O gol contra a Inglaterra, então, foi o mais importante?
Claro que sim, foi o gol do título (risos).
O técnico da seleção inglesa em 1970, Alfred Ramsay, teria dito que era mais difícil marcar você do que Pelé?
Falou porque ele percebeu e é verdade, pô. Eles pensavam que era só o Pelé, não conheciam ainda Jairzinho, Tostão, Carlos Alberto. Botaram um sistema para marcar o Pelé e, quando viram, a diferença era eu.
Como era jogar com Pelé?
Tem que perguntar para ele como era jogar com Jairzinho também, pô. Mais um companheiro. Joguei contra o Santos três vezes, ganhei duas e perdi uma. Só para ficar sabendo quem eu sou. Foi como jogar com Gerson, Tostão, Rivellino. Tínhamos um grupo homogêneo, que nunca mais o Brasil vai botar a jogar junto.omo recebeu o apelido de Furacão?

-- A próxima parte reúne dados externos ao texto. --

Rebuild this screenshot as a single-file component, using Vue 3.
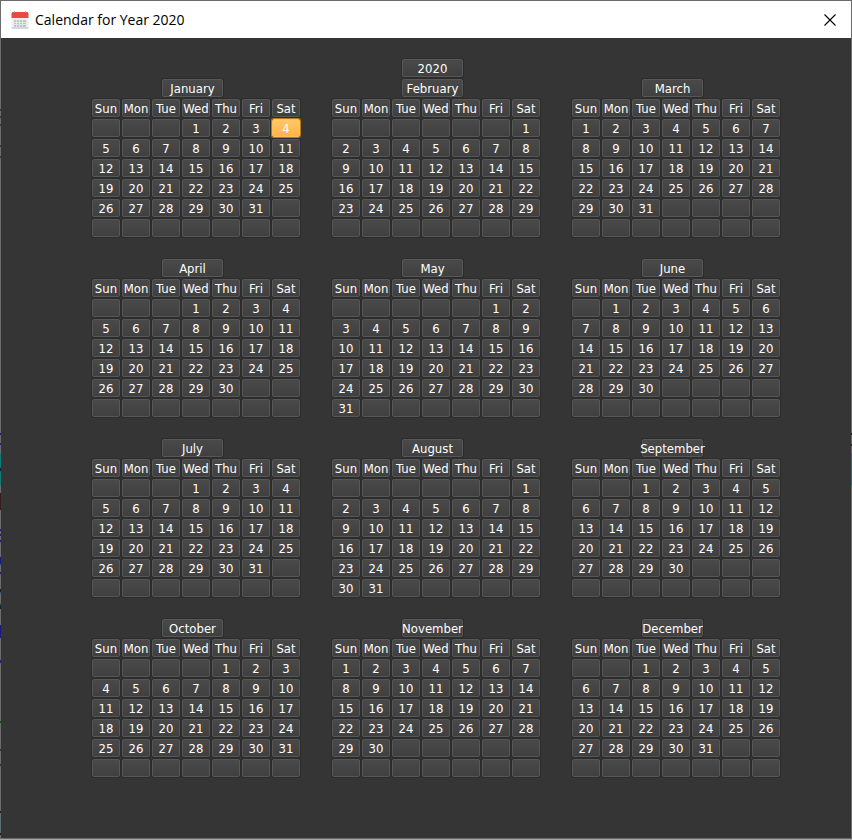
<script setup>
const year = 2020
const weekdays = ['Sun', 'Mon', 'Tue', 'Wed', 'Thu', 'Fri', 'Sat']
const names = [
  'January', 'February', 'March', 'April', 'May', 'June',
  'July', 'August', 'September', 'October', 'November', 'December',
]
const selected = { month: 0, day: 4 }

// Six weeks of seven slots per month; slots outside the month stay blank.
const months = names.map((name, index) => {
  const offset = new Date(year, index, 1).getDay()
  const total = new Date(year, index + 1, 0).getDate()
  const slots = Array.from({ length: 42 }, (_, i) => {
    const day = i - offset + 1
    return day >= 1 && day <= total ? day : ''
  })
  return { name, index, slots }
})

const isSelected = (month, day) => month === selected.month && day === selected.day
</script>

<template>
  <div class="window">
    <header class="titlebar">
      <svg class="app-icon" width="18" height="18" viewBox="0 0 18 18" aria-hidden="true">
        <path d="M0.5 5h17v11.5a1.5 1.5 0 0 1-1.500 1.500H2a1.500 1.500 0 0 1-1.500-1.500z" fill="#eceff1" />
        <path d="M0.5 16h17v.5a1.500 1.500 0 0 1-1.500 1.500H2a1.500 1.500 0 0 1-1.500-1.500z" fill="#d3d9dc" />
        <path d="M2 1h14a1.500 1.500 0 0 1 1.500 1.500V7H.5V2.500A1.500 1.500 0 0 1 2 1z" fill="#e94b3c" />
        <path d="M3 0h1v2H3zM14 0h1v2h-1z" fill="#a9a4a4" />
        <path d="M3 2h1v1H3zM14 2h1v1h-1z" fill="#b73a2f" />
        <path d="M3 9h12v7H3z" fill="#bcc5ca" />
        <path d="M5 9h1v7H5zM8 9h1v7H8zM11 9h1v7h-1zM3 11h12v1H3zM3 13h12v1H3z" fill="#e1e6e8" />
      </svg>
      <h1 class="title">Calendar for Year {{ year }}</h1>
      <button class="close" type="button" aria-label="Close">
        <svg width="12" height="12" viewBox="0 0 12 12" aria-hidden="true">
          <path d="M0.500 0.500L11.500 11.500M11.500 0.500L0.500 11.500" stroke="#000" stroke-width="1.100" fill="none" />
        </svg>
      </button>
    </header>

    <main class="body">
      <button class="key heading" type="button">{{ year }}</button>
      <div class="months">
        <section v-for="month in months" :key="month.name" class="month">
          <button class="key heading" type="button">{{ month.name }}</button>
          <div class="days">
            <button v-for="label in weekdays" :key="label" class="key" type="button">{{ label }}</button>
            <button
              v-for="(day, i) in month.slots"
              :key="i"
              class="key"
              :class="{ selected: isSelected(month.index, day) }"
              type="button"
            >{{ day }}</button>
          </div>
        </section>
      </div>
    </main>
  </div>
</template>

<style>
body {
  background: #a6a6a6;
}
</style>

<style scoped>
.window {
  box-sizing: border-box;
  display: flex;
  flex-direction: column;
  min-height: calc(100vh - 1px);
  padding: 1px;
  margin-bottom: 1px;
  background:
    linear-gradient(
      transparent 109px, #3c3c3c 109px 111px, transparent 111px 116px,
      #3c3c3c 116px 118px, transparent 118px 124px, #3c3c3c 124px 126px,
      transparent 126px 145px, #3c3c3c 145px 147px, transparent 147px 156px,
      #3c3c3c 156px 158px, transparent 158px 433px, #1d1a80 433px 435px,
      transparent 435px 443px, #1d1a80 443px 445px, transparent 445px 453px,
      #0f7a7a 453px 468px, #1c1c1c 468px 471px, #0f7a7a 471px 485px,
      transparent 485px 493px, #3a1c1e 493px 510px, transparent 510px 529px,
      #1d1a80 529px 531px, transparent 531px 534px, #1d1a80 534px 536px,
      transparent 536px 540px, #1d1a80 540px 542px, transparent 542px 557px,
      #1d1a80 557px 564px, #2d6285 564px 566px, transparent 566px 572px,
      #1d1a80 572px 574px, transparent 574px 589px, #2a2018 589px 592px,
      #2d6285 592px 594px, transparent 594px 603px, #2d5a70 603px 605px,
      #2a2018 605px 609px, transparent 609px 625px, #1d1a80 625px 638px,
      transparent 638px 660px, #1d1a80 660px 663px, transparent 663px 721px,
      #1d4a1d 721px 723px, transparent 723px 749px, #1d4a1d 749px 751px,
      transparent 751px 764px, #1d4a1d 764px 766px, transparent 766px 811px,
      #1c1c1c 811px 813px, #5c7072 813px 833px, #1c1c1c 833px 835px,
      transparent 835px
    ) left top / 1px 100% no-repeat,
    linear-gradient(
      transparent 433px, #1c1c1c 433px 435px, transparent 435px 444px,
      #1c1c1c 444px 446px, transparent 446px 453px, #0f7a7a 453px 485px,
      transparent 485px
    ) right top / 1px 100% no-repeat,
    #6b6b6b;
}

.titlebar {
  display: flex;
  align-items: center;
  height: 37px;
  padding-left: 10px;
  background: #fff;
}

.app-icon {
  flex: none;
}

.title {
  flex: 1;
  margin: 0 0 0 6px;
  font: 400 14px/20px "Open Sans", "Noto Sans", sans-serif;
  color: #000;
}

.close {
  display: flex;
  align-items: center;
  justify-content: center;
  width: 42px;
  height: 37px;
  padding: 0;
  border: 0;
  background: none;
}

.body {
  flex: 1;
  display: flex;
  flex-direction: column;
  align-items: center;
  gap: 2px;
  padding: 21px 0 60px 20px;
  background: #353535;
}

.months {
  display: grid;
  grid-template-columns: repeat(3, auto);
  gap: 22px 32px;
}

.month {
  display: flex;
  flex-direction: column;
  align-items: center;
  gap: 2px;
}

.days {
  display: grid;
  grid-template-columns: repeat(7, 28px);
  gap: 2px;
}

.key {
  box-sizing: border-box;
  display: flex;
  align-items: center;
  justify-content: center;
  height: 18px;
  padding: 2px 0 0;
  border: 1px solid #575757;
  border-radius: 2px;
  background: linear-gradient(#494949, #404040);
  box-shadow: 0 0 0 1px #2c2c2c;
  color: #fff;
  font: 13px/16px "DejaVu Sans Condensed", "Noto Sans", sans-serif;
  white-space: nowrap;
}

.heading {
  width: 61px;
  margin-right: 7px;
}

.selected {
  border-color: #ffc05a;
  background: linear-gradient(#ffc769, #ffb545);
  box-shadow: 0 0 0 1px #b67a1d;
}
</style>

Foi o José Geraldo de Almeida, o único narrador que não botava defeito em ninguém. Uma vez, narrando, disse que eu parecia um furacão. Solidificou e ficou até hoje.
Você tem mais de 100 partidas pela Seleção. Era diferente usar a camisa do Brasil?
Comecei a jogar com a camisa da Seleção em 1963, fui campeão Pan-Americano. Olha por quanto anos eu joguei. E jogava com naturalidade, peso é para quem não tem personalidade. Sempre fui titular, nunca fui reserva.
Você destacou antes o fato de todos atuarem no futebol brasileiro. A saída precoce dos nossos jogadores prejudica a Seleção?
Por que o Brasil não se sobressaiu mais? Os clubes falidos mandam os jogadores embora para fazer caixa. E o garoto perde a identidade, não entendem o idioma e nem o sistema. Nós, de 70, todos jogávamos no país. Esse é o grande mal do futebol brasileiro, porque hoje esquecem dos jogadores que estão aqui, é um dos fatores das derrotas. Se ficarmos só encostados no Neymar, vai ver o que vai acontecer no futuro? A hora que a CBF fizer uma determinação que o jogador só pode sair com uma certa idade, o Brasil vai voltar a ser campeão. Se continuar assim, não vai chegar a nada, falo com experiência.
Vai ter outra Seleção igual à de 1970?
Se tivesse essa vidência, seria milionário.